▶ Requirements
Retype only the lines below from the one with "Emit a component" to the one with "type Group = Row", inclusive, skipping every image.

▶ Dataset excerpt
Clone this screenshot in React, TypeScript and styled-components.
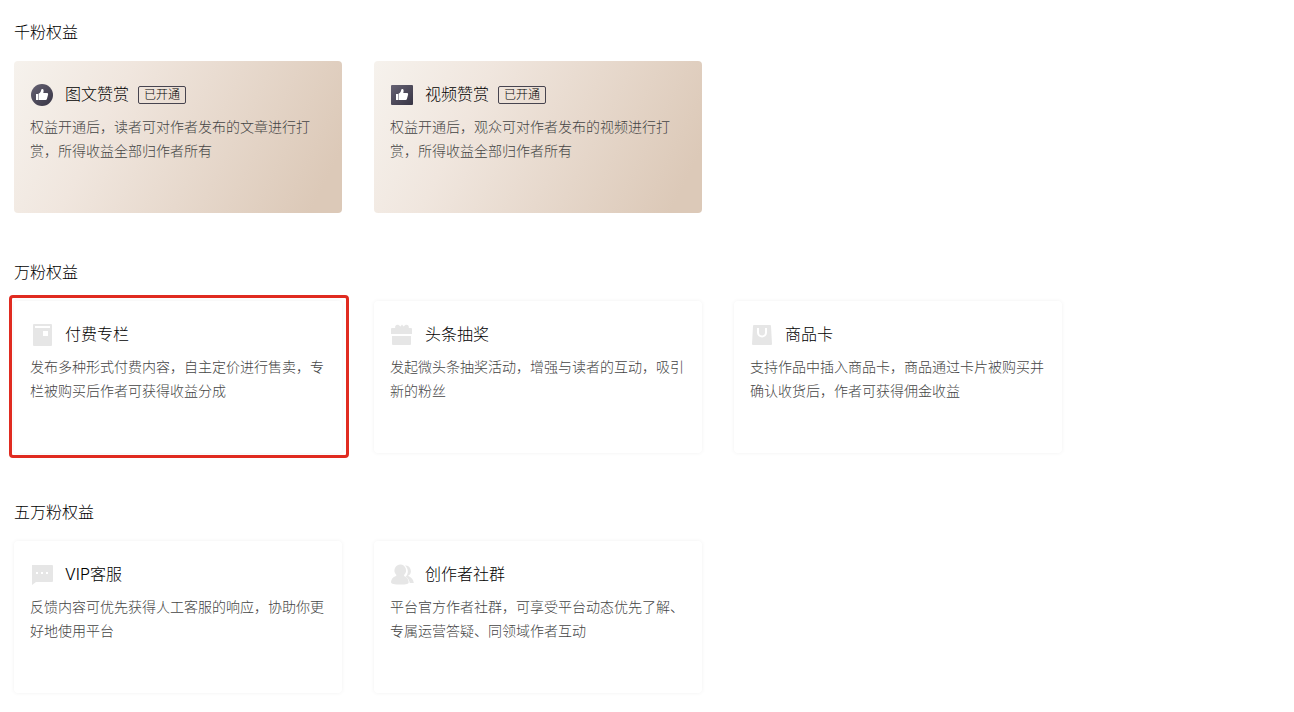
import React from "react";
import styled, { createGlobalStyle } from "styled-components";

const GlobalStyle = createGlobalStyle`
  *, *::before, *::after { box-sizing: border-box; }
  body {
    margin: 0;
    background: #fff;
    color: #000;
    font-family: Inter, "Noto Sans CJK SC", sans-serif;
    font-weight: 300;
  }
`;

const Page = styled.main`
  padding: 20px 14px 0;
`;

const Section = styled.section`
  margin-bottom: 47px;
`;

const SectionTitle = styled.h2`
  margin: 0 0 17px;
  font-size: 16px;
  line-height: 24px;
  font-weight: 300;
`;

const CardGrid = styled.ul`
  display: grid;
  grid-template-columns: repeat(auto-fill, 328px);
  gap: 32px;
  margin: 0;
  padding: 0;
  list-style: none;
`;

const Card = styled.li<{ $active?: boolean; $marked?: boolean }>`
  position: relative;
  min-height: 152px;
  padding: 21px 16px;
  border-radius: 4px;
  background: ${(p) =>
    p.$active ? "linear-gradient(117deg, #f6f2ed 0%, #f0e6de 30%, #dcc9b8 92%)" : "#fff"};
  box-shadow: ${(p) => (p.$active ? "none" : "0 0 4px rgba(0, 0, 0, 0.06)")};

  &::after {
    content: "";
    display: ${(p) => (p.$marked ? "block" : "none")};
    position: absolute;
    inset: -6px -7px -5px -5px;
    border: 3px solid #e02b20;
    border-radius: 4px;
    pointer-events: none;
  }
`;

const CardHeader = styled.header`
  display: flex;
  align-items: center;
  height: 26px;
  margin-bottom: 7px;
`;

const Icon = styled.svg`
  flex: none;
  width: 24px;
  height: 24px;
  margin-right: 11px;
`;

const CardTitle = styled.h3`
  align-self: flex-start;
  margin: 0;
  font-size: 16px;
  line-height: 24px;
  font-weight: 300;
`;

const Badge = styled.span`
  margin-left: 9px;
  padding: 0 5px;
  border: 1px solid #47444f;
  border-radius: 2px;
  font-size: 12px;
  line-height: 16px;
`;

const Description = styled.p`
  margin: 0;
  color: #444;
  font-size: 14px;
  line-height: 24px;
`;

type IconName = "article" | "video" | "column" | "gift" | "bag" | "chat" | "group";

const thumb = (
  <>
    <rect x="6" y="11" width="2" height="6" fill="#fff" />
    <path
      d="M8.500 10.800C10.500 9.800 11 8.500 11.300 6.600c.2-1 2.200-.8 2.300.8.100 1-.1 1.800-.4 2.600h3.600c1 0 1.500.7 1.300 1.500l-1.200 4.500c-.2.700-.7 1-1.300 1H8.500z"
      fill="#fff"
    />
  </>
);

const glyphs: Record<IconName, React.ReactNode> = {
  article: (
    <>
      <circle cx="12" cy="12" r="11" fill="url(#ink)" />
      {thumb}
    </>
  ),
  video: (
    <>
      <rect x="1" y="2" width="22" height="20" rx="1" fill="url(#ink)" />
      {thumb}
    </>
  ),
  column: (
    <>
      <path d="M4 1h17a1 1 0 0 1 1 1v20a1 1 0 0 1-1 1H4a1 1 0 0 1-1-1V2a1 1 0 0 1 1-1z" fill="#e6e6e6" />
      <path d="M5 3h15v2H5zM13 8h5v5h-5z" fill="#fff" />
    </>
  ),
  gift: (
    <path
      d="M2 5h3.200C4.500 2.500 7 .8 9 2.200l1.500 1.300L12 1.500l1.500 2L15 2.200C17 .8 19.500 2.500 18.800 5H21a1 1 0 0 1 1 1v5H1V6a1 1 0 0 1 1-1zM2 13h19v8a1 1 0 0 1-1 1H3a1 1 0 0 1-1-1z"
      fill="#e6e6e6"
    />
  ),
  bag: (
    <>
      <path d="M4 2h16a1 1 0 0 1 1 1l1 18a1 1 0 0 1-1 1H3a1 1 0 0 1-1-1L3 3a1 1 0 0 1 1-1z" fill="#e6e6e6" />
      <path d="M8 5v4.500a4 4 0 0 0 8 0V5" fill="none" stroke="#fff" strokeWidth="2" />
    </>
  ),
  chat: (
    <>
      <path d="M2 2h20a1 1 0 0 1 1 1v15a1 1 0 0 1-1 1H6l-4 3V2z" fill="#e6e6e6" />
      <path d="M6 9h2v2H6zM11 9h2v2h-2zM16 9h2v2h-2z" fill="#fff" />
    </>
  ),
  group: (
    <>
      <path
        d="M15 2.500a5.500 5.500 0 0 1 3 10.300c3 1.200 5.500 3.700 5.800 7.200h-4c-.5-3-2-5-4-6.300 2.700-3 3-8-.8-11.200z"
        fill="#e6e6e6"
      />
      <path
        d="M10.500 1.500a6 6 0 0 1 4 10c-.8.800-.5 1.700.5 2 2 .8 3.500 3 3.700 5.500 0 2-2 2.500-8.200 2.500S1 21 1 19c.2-2.500 1.800-4.700 4-5.500 1.500-.5 1.800-1.200 1-2a6 6 0 0 1 4.500-10z"
        fill="#e6e6e6"
      />
    </>
  ),
};

interface Benefit {
  icon: IconName;
  title: string;
  text: string;
  active?: boolean;
  marked?: boolean;
}

const sections: { title: string; items: Benefit[] }[] = [
  {
    title: "千粉权益",
    items: [
      { icon: "article", title: "图文赞赏", text: "权益开通后，读者可对作者发布的文章进行打赏，所得收益全部归作者所有", active: true },
      { icon: "video", title: "视频赞赏", text: "权益开通后，观众可对作者发布的视频进行打赏，所得收益全部归作者所有", active: true },
    ],
  },
  {
    title: "万粉权益",
    items: [
      { icon: "column", title: "付费专栏", text: "发布多种形式付费内容，自主定价进行售卖，专栏被购买后作者可获得收益分成", marked: true },
      { icon: "gift", title: "头条抽奖", text: "发起微头条抽奖活动，增强与读者的互动，吸引新的粉丝" },
      { icon: "bag", title: "商品卡", text: "支持作品中插入商品卡，商品通过卡片被购买并确认收货后，作者可获得佣金收益" },
    ],
  },
  {
    title: "五万粉权益",
    items: [
      { icon: "chat", title: "VIP客服", text: "反馈内容可优先获得人工客服的响应，协助你更好地使用平台" },
      { icon: "group", title: "创作者社群", text: "平台官方作者社群，可享受平台动态优先了解、专属运营答疑、同领域作者互动" },
    ],
  },
];

function BenefitIcon({ name }: { name: IconName }) {
  return (
    <Icon viewBox="0 0 24 24" aria-hidden="true">
      <defs>
        <linearGradient id="ink" x1="0" y1="0" x2="1" y2="1">
          <stop offset="0" stopColor="#666273" />
          <stop offset="1" stopColor="#373444" />
        </linearGradient>
      </defs>
      {glyphs[name]}
    </Icon>
  );
}

export default function App() {
  return (
    <>
      <GlobalStyle />
      <Page lang="zh-CN">
        {sections.map((section) => (
          <Section key={section.title}>
            <SectionTitle>{section.title}</SectionTitle>
            <CardGrid>
              {section.items.map((item) => (
                <Card key={item.title} $active={item.active} $marked={item.marked}>
                  <CardHeader>
                    <BenefitIcon name={item.icon} />
                    <CardTitle>{item.title}</CardTitle>
                    {item.active && <Badge>已开通</Badge>}
                  </CardHeader>
                  <Description>{item.text}</Description>
                </Card>
              ))}
            </CardGrid>
          </Section>
        ))}
      </Page>
    </>
  );
}
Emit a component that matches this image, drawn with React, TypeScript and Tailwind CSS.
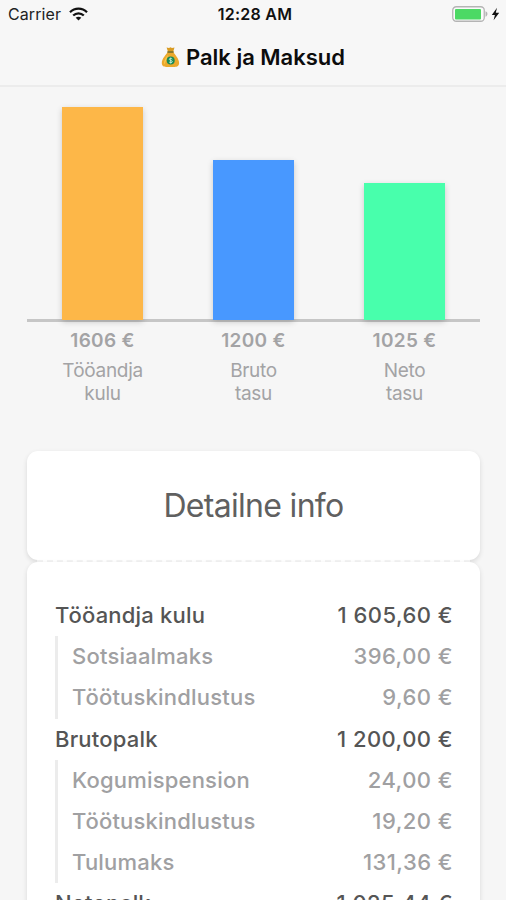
type Bar = { amount: string; label: string[]; height: number; color: string };
type Row = { label: string; value: string };
type Group = Row & { items: Row[] };

const bars: Bar[] = [
  { amount: "1606 €", label: ["Tööandja", "kulu"], height: 213, color: "bg-[#fdb748]" },
  { amount: "1200 €", label: ["Bruto", "tasu"], height: 160, color: "bg-[#4898ff]" },
  { amount: "1025 €", label: ["Neto", "tasu"], height: 137, color: "bg-[#48ffac]" },
];

const groups: Group[] = [
  {
    label: "Tööandja kulu",
    value: "1 605,60 €",
    items: [
      { label: "Sotsiaalmaks", value: "396,00 €" },
      { label: "Töötuskindlustus", value: "9,60 €" },
    ],
  },
  {
    label: "Brutopalk",
    value: "1 200,00 €",
    items: [
      { label: "Kogumispension", value: "24,00 €" },
      { label: "Töötuskindlustus", value: "19,20 €" },
      { label: "Tulumaks", value: "131,36 €" },
    ],
  },
  { label: "Netopalk", value: "1 025,44 €", items: [] },
];

function WifiIcon() {
  return (
    <svg width="19" height="14" viewBox="0 0 19 14" fill="none" stroke="#111" strokeWidth="2.3">
      <path d="M1 5.2C5.8.5 13.2.5 18 5.2" />
      <path d="M4.2 8.5c3-2.9 7.6-2.9 10.6 0" />
      <path d="M9.5 13.6 6.7 10.8c1.6-1.5 4-1.5 5.6 0z" fill="#111" stroke="none" />
    </svg>
  );
}

function BatteryIcon() {
  return (
    <svg width="48" height="16" viewBox="0 0 48 16">
      <rect x="0.75" y="0.75" width="31.5" height="14.5" rx="3.5" fill="#fafafa" stroke="#b4b4b4" strokeWidth="1.3" />
      <rect x="3" y="3" width="26" height="10.5" rx="1" fill="#4cd964" />
      <path d="M33.5 5.300c2.600.8 2.600 4.600 0 5.400z" fill="#b4b4b4" />
      <path d="M45 1.800 39.800 8.900h3.100l-1.300 5.300 5.600-7.500h-3.400z" fill="#111" />
    </svg>
  );
}

function MoneyBag() {
  return (
    <svg width="19" height="22" viewBox="0 0 19 22">
      <path d="M5.6 1.4 8 2l1.5-.7L11 2l2.5-.6-1.3 4.4H7z" fill="#d99b22" />
      <path d="M6.7 6h5.6c1.2 2.5 5.8 6.3 5.8 11 0 3-1.9 3.900-4.300 3.900H5.200C2.700 20.900.8 20 .8 17 .8 12.300 5.500 8.500 6.700 6z" fill="#eba92c" />
      <path d="M3.400 18.500c-1.200-3 1.600-7.500 3.600-9.500-.8 3.500-2.400 6.500-3.600 9.500z" fill="#f8c84e" />
      <rect x="6.200" y="5" width="6.600" height="1.900" rx=".9" fill="#8d7a2a" />
      <circle cx="9.700" cy="14.600" r="4" fill="#178a55" />
      <path d="M11.300 13c-.7-1-3-.9-3 .3 0 1.400 3 .9 3 2.400 0 1.200-2.500 1.300-3.200.2M9.700 11.700v5.800" fill="none" stroke="#c8f0da" strokeWidth=".9" />
    </svg>
  );
}

function StatusBar() {
  return (
    <div className="grid h-7 grid-cols-3 items-center pr-1.5 pl-2 text-[16px] text-[#222]">
      <div className="flex items-center gap-2">
        <span className="tracking-[0.1px]">Carrier</span>
        <WifiIcon />
      </div>
      <div className="pl-0.5 text-center font-semibold tracking-[0.25px] whitespace-nowrap text-[#111]">12:28 AM</div>
      <div className="flex justify-end">
        <BatteryIcon />
      </div>
    </div>
  );
}

function BarChart() {
  return (
    <section className="mx-[27px] w-[453px] pt-[20px]">
      <div className="grid h-[212px] grid-cols-3 items-end justify-items-center">
        {bars.map((bar) => (
          <div
            key={bar.amount}
            className={`relative w-[81px] shadow-[0_2px_6px_rgba(0,0,0,0.18)] ${bar.color}`}
            style={{ height: bar.height }}
          />
        ))}
      </div>
      <div className="h-[3px] bg-[#c6c6c6]" />
      <div className="grid grid-cols-3 text-center text-[#a3a3a5]">
        {bars.map((bar) => (
          <div key={bar.amount}>
            <p className="pt-[7px] text-[19px] leading-[24px] font-semibold tracking-[0.3px]">{bar.amount}</p>
            <p className="pt-[6px] text-[19px] leading-[23px] tracking-[-0.3px]">
              {bar.label[0]}
              <br />
              {bar.label[1]}
            </p>
          </div>
        ))}
      </div>
    </section>
  );
}

function InfoRow({ label, value }: Row) {
  return (
    <div className="flex h-[41.2px] items-center justify-between">
      <span className="tracking-[0.2px]">{label}</span>
      <span className="-mr-px tracking-[0.45px]">{value}</span>
    </div>
  );
}

export default function App() {
  return (
    <div className="h-[900px] w-[506px] overflow-hidden bg-[#f6f6f6] font-['Inter','Liberation_Sans',sans-serif]">
      <header className="h-[87px] border-b-2 border-[#ececec] bg-[#f7f7f7]">
        <StatusBar />
        <h1 className="flex h-[58px] items-center justify-center gap-[6px] text-[22px] font-semibold text-[#0c0c0c]">
          <MoneyBag />
          Palk ja Maksud
        </h1>
      </header>

      <BarChart />

      <section className="mx-[27px] mt-[46px] w-[453px]">
        <div className="flex h-[109px] items-center justify-center rounded-[11px] bg-white text-[32px] tracking-[-0.7px] text-[#606060] shadow-[0_2px_5px_rgba(0,0,0,0.12)]">
          Detailne info
        </div>
        <div className="mx-[10px] border-t-2 border-dashed border-[#f3f3f3] bg-white" />
        <div className="rounded-[11px] bg-white px-7 pt-[33px] pb-10 text-[22px] font-medium text-[#a0a0a2] shadow-[0_2px_5px_rgba(0,0,0,0.12)]">
          {groups.map((group) => (
            <div key={group.label}>
              <div className="text-[#555]">
                <InfoRow label={group.label} value={group.value} />
              </div>
              <div className="border-l-[3px] border-[#ececec] pl-[14px]">
                {group.items.map((item) => (
                  <InfoRow key={item.label} {...item} />
                ))}
              </div>
            </div>
          ))}
        </div>
      </section>
    </div>
  );
}
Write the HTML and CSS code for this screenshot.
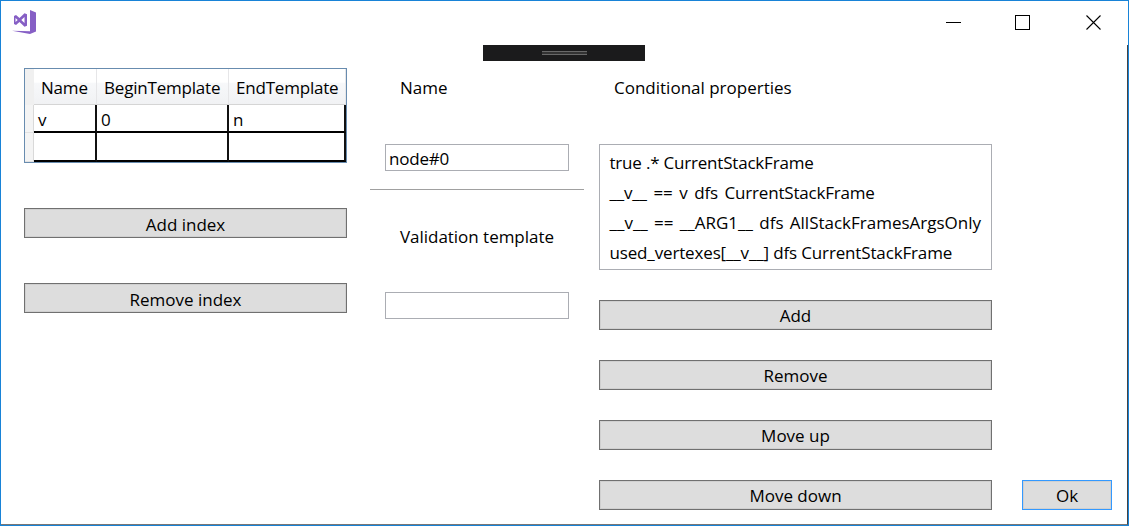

▶ The completed task
Emit a component that matches this image, drawn with React, TypeScript and Tailwind CSS.
type Bar = { amount: string; label: string[]; height: number; color: string };
type Row = { label: string; value: string };
type Group = Row & { items: Row[] };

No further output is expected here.